GURUDONGMAR LAKE GUIDE
Why Should I Go
An azure gem embedded amongst towering mountains of perennial snow, the Gurudongmar Lake in North Sikkim is one of the highest and most picturesque lakes in the world. On a sunny day, the lake reflects the blue sky and the surrounding icy peaks like a crystal clear mirror. The lake offers marvelous views of the Kanchendzonga range and Mount Siniolchu, one of the tallest peaks in the state, once described as “the most superb triumph of mountain architecture and the most beautiful snow mountain in the world” by British mountaineer Douglas Freshfield. The surrounding land is mostly barren owing to the extreme altitude. Alpine pastures and stunted shrubs against the dazzling peaks lend it an other-worldly charm. If luck is on your side during your visit, you might spot the ephemeral Bhramhakamal, a beautiful white flower known for its miraculous healing properties. The region is also home to some endangered species such as the kiang (largest of wild asses), Great Tibetan sheep, Tibetan gazelle, Tibetan wolf and the elusive snow leopard.
How Do I Get There
Located in North Sikkim, Gurudongmar is about 170 kms of a scenic drive away from Gangtok via Lachen. Since the thin mountain air makes the lake region inhabitable you will not find any accommodation there. It is best to stay at Lachen overnight to acclimatize; an idyllic mountain hamlet with vibrant flora and fauna, surrounded by snowy peaks, you can spend an entire day exploring it. Hire a cab to visit the lake early morning, the next day. You will have to get a government permit to visit. Foreign nationals are not allowed since the area is very close to the Indo-Chinese border.
When Should I Land Up
The most ideal time to visit is anytime between April to June when the summer has set in. However, the lake acquires a completely different avatar during winter, i.e from October to March, when the entire lake is frozen save a small portion.

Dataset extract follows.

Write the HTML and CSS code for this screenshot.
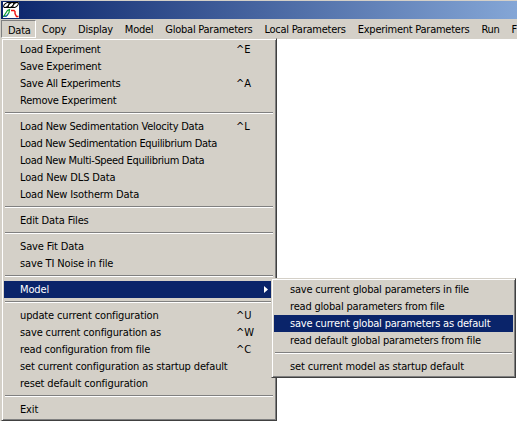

Gurudongmar is named after the legendary Buddhist master, Guru Padmasambhava (popularly known as Guru Rinpoche), who is credited to have established the Vajrayana sect of Buddhism, widely practiced in the Himalayan region. During his journey to Tibet from India, he visited a number of places that fell along the way including this lake. According to a popular folktale, the villages around the lake suffered from an acute water crisis every winter. The inhabitants appealed to Guru Rinpoche for help and he blessed the frozen lake, making a certain portion of it melt. Surprisingly, even during the harshest of winters, a particular part of the lake never freezes. The sanctified waters of the lake are supposed to possess miraculous healing powers making it one of the most important sites of pilgrimage amongst locals. When the Indian army set their base near the lake, another version of the same story was popularized by Sikh soldiers who believed that it was Guru Nanak and not Padmasambhava who consecrated the lake.
Carry a pair of polarized, anti-reflective sunglasses for protection from glare. Wear sufficient warm clothes and appropriate footwear. Don’t forget to carry a valid ID proof.